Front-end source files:

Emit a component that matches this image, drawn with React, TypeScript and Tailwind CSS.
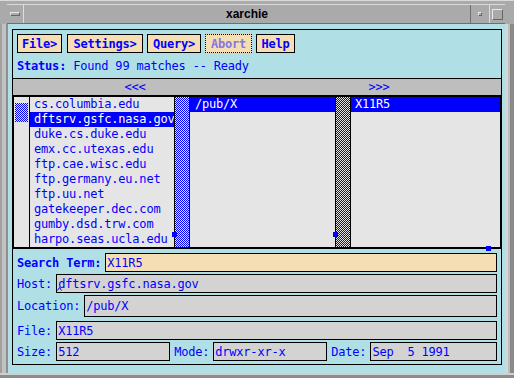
import React from "react";

const mono = "font-['DejaVu_Sans_Mono',monospace] text-[12px] tracking-[-0.2px]";

const hosts = [
  "cs.columbia.edu",
  "dftsrv.gsfc.nasa.gov",
  "duke.cs.duke.edu",
  "emx.cc.utexas.edu",
  "ftp.cae.wisc.edu",
  "ftp.germany.eu.net",
  "ftp.uu.net",
  "gatekeeper.dec.com",
  "gumby.dsd.trw.com",
  "harpo.seas.ucla.edu",
];

// 1px stipple used for the scrollbar thumbs
const Checker = ({ id }: { id: string }) => (
  <svg width="100%" height="100%" className="block" shapeRendering="crispEdges">
    <defs>
      <pattern id={id} width="2" height="2" patternUnits="userSpaceOnUse">
        <rect width="2" height="2" fill="#e5e5e5" />
        <rect x="0" y="0" width="1" height="1" fill="#0000ff" />
        <rect x="1" y="1" width="1" height="1" fill="#0000ff" />
      </pattern>
    </defs>
    <rect width="100%" height="100%" fill={`url(#${id})`} />
  </svg>
);

const Btn = ({ label, w, ml, dim }: { label: string; w: string; ml: string; dim?: boolean }) => (
  <div
    className={`${w} ${ml} h-[19px] bg-[#f5deb3] flex items-center justify-center font-bold leading-[14px] ${
      dim ? "border border-dotted border-black text-[#8478dc]" : "border border-black text-[#0000ff]"
    }`}
  >
    {label}
  </div>
);

const Field = ({ value, h = "h-[19px]", w = "flex-1", bg = "bg-[#d3d3d3]", caret }: { value: string; h?: string; w?: string; bg?: string; caret?: boolean }) => (
  <div className={`${w} ${h} ${bg} border border-black flex items-center pl-[1px] leading-[14px] relative`}>
    {value}
    {caret && (
      <svg className="absolute left-[0px] bottom-[1px]" width="5" height="4" viewBox="0 0 5 4">
        <path d="M0.5 3.5 L2.5 0.5 L4.5 3.5" stroke="#0000ff" strokeWidth="1" fill="none" />
      </svg>
    )}
  </div>
);

export default function App() {
  return (
    <div className={`w-[514px] h-[378px] bg-[#aaaaaa] flex flex-col overflow-hidden text-[#0000ff] ${mono}`}>
      {/* window title bar */}
      <div className="flex h-[24px] shrink-0 border-t border-[#d9d9d9]">
        <div className="w-[7px]" />
        <div className="flex-1 flex flex-col">
          <div className="h-[5px]" />
          <div className="flex-1 flex border-t border-[#d9d9d9] border-b border-b-[#6e6e6e]">
            <div className="w-[17px] flex items-center justify-center border-r border-[#dcdcdc]">
              <div className="w-[10px] h-[4px] border border-[#e8e8e8] border-b-[#666666] border-r-[#666666]" />
            </div>
            <div className="flex-1 flex items-center justify-center font-['Liberation_Sans',sans-serif] font-bold text-[12px] tracking-normal text-black">
              xarchie
            </div>
            <div className="w-[19px] flex items-center justify-center border-l border-[#6e6e6e]">
              <div className="w-[4px] h-[4px] border border-[#e8e8e8] border-b-[#666666] border-r-[#666666]" />
            </div>
            <div className="w-[16px] flex items-center justify-center border-l border-[#dcdcdc]">
              <div className="w-[11px] h-[11px] border border-[#e8e8e8] border-b-[#666666] border-r-[#666666]" />
            </div>
          </div>
        </div>
        <div className="w-[9px]" />
      </div>

      <div className="flex h-[349px] shrink-0">
        <div className="w-[8px] border-l-2 border-[#a0a0a0] bg-[#c2c2c2] border-r-2 border-r-[#8f8f8f]" />

        {/* client area */}
        <div className="w-[497px] h-[349px] bg-[#b0e0e6] pl-[4px] pt-[5px] pr-[3px] pb-[8px]">
          <div className="h-full border border-black flex flex-col relative">
            {/* menu buttons */}
            <div className="flex pt-[4px] pl-[4px]">
              <Btn label="File>" w="w-[45px]" ml="ml-0" />
              <Btn label="Settings>" w="w-[76px]" ml="ml-[5px]" />
              <Btn label="Query>" w="w-[54px]" ml="ml-[4px]" />
              <Btn label="Abort" w="w-[47px]" ml="ml-[4px]" dim />
              <Btn label="Help" w="w-[39px]" ml="ml-[4px]" />
            </div>

            <div className="mt-[6px] h-[14px] leading-[14px] pl-[4px] whitespace-pre">
              <span className="font-bold">Status:</span> Found 99 matches -- Ready
            </div>

            {/* browse arrows */}
            <div className="mt-[5px] h-[17px] border-t border-black bg-[#bebebe] flex leading-[14px]">
              <div className="flex-1 flex items-center justify-center">&lt;&lt;&lt;</div>
              <div className="flex-1 flex items-center justify-center">&gt;&gt;&gt;</div>
            </div>

            {/* browser panes */}
            <div className="h-[154px] border-y-2 border-x border-black flex bg-[#e5e5e5] leading-[15px]">
              <div className="w-[16px] border-r border-black pt-[6px] pl-[1px]">
                <div className="w-[13px] h-[19px]">
                  <Checker id="thumb0" />
                </div>
              </div>
              <div className="w-[145px] border-r border-black">
                {hosts.map((h, i) => (
                  <div key={h} className={`h-[15px] pl-[4px] whitespace-nowrap overflow-hidden ${i === 1 ? "bg-[#0000ff] text-white" : ""}`}>
                    {h}
                  </div>
                ))}
              </div>
              <div className="w-[15px] border-r border-black">
                <Checker id="thumb1" />
              </div>
              <div className="w-[146px] border-r border-black">
                <div className="h-[15px] pl-[5px] bg-[#0000ff] text-white">/pub/X</div>
              </div>
              <div className="w-[15px] border-r border-black">
                <Checker id="thumb2" />
              </div>
              <div className="flex-1">
                <div className="h-[15px] pl-[4px] bg-[#0000ff] text-white">X11R5</div>
              </div>
            </div>

            {/* details form */}
            <div className="flex flex-col pl-[4px] pr-[4px] pt-[4px] leading-[14px]">
              <div className="flex items-center gap-[4px]">
                <span className="font-bold">Search Term:</span>
                <Field value="X11R5" bg="bg-[#f5deb3]" />
              </div>
              <div className="flex items-center gap-[4px] mt-[2px]">
                <span>Host:</span>
                <Field value="dftsrv.gsfc.nasa.gov" caret />
              </div>
              <div className="flex items-center gap-[4px] mt-[2px]">
                <span>Location:</span>
                <Field value="/pub/X" h="h-[22px]" />
              </div>
              <div className="flex items-center gap-[4px] mt-[4px]">
                <span>File:</span>
                <Field value="X11R5" />
              </div>
              <div className="flex items-center gap-[4px] mt-[2px] whitespace-pre">
                <span>Size:</span>
                <Field value="512" w="w-[114px]" />
                <span>Mode:</span>
                <Field value="drwxr-xr-x" w="w-[114px]" />
                <span>Date:</span>
                <Field value="Sep  5 1991" />
              </div>
            </div>

            {/* pane grips */}
            <div className="absolute left-[159px] top-[202px] w-[5px] h-[5px] bg-[#0000ff]" />
            <div className="absolute left-[320px] top-[202px] w-[5px] h-[5px] bg-[#0000ff]" />
            <div className="absolute left-[473px] top-[216px] w-[5px] h-[5px] bg-[#0000ff]" />
          </div>
        </div>

        <div className="w-[9px] border-l-[3px] border-[#d6d6d6] bg-[#bdbdbd] border-r-4 border-r-[#8a8a8a]" />
      </div>

      <div className="h-[5px] border-t-2 border-[#d0d0d0] bg-[#8c8c8c]" />
    </div>
  );
}
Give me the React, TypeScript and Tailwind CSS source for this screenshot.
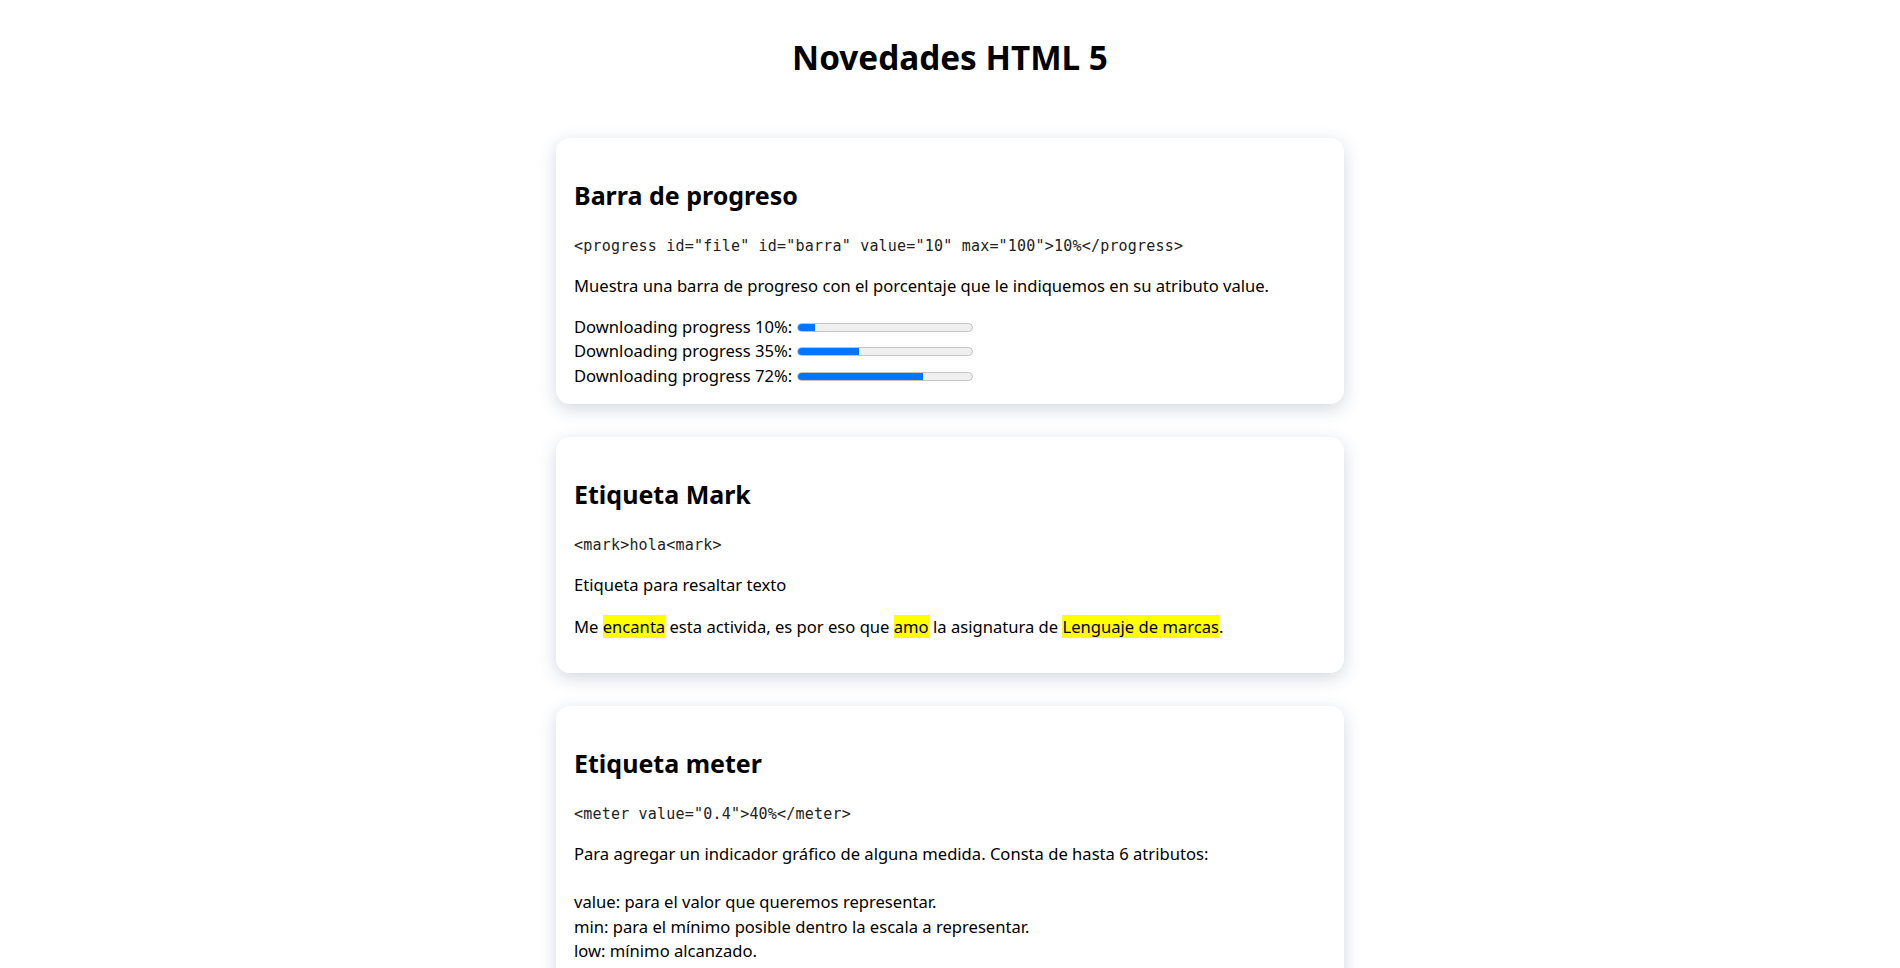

▸ SET TASK:
Copy every line of the listing that includes the string "TypeScript".

▸ EXERCISE ANSWER:
Emit a component that matches this image, drawn with React, TypeScript and Tailwind CSS.
Give me the React, TypeScript and Tailwind CSS source for this screenshot.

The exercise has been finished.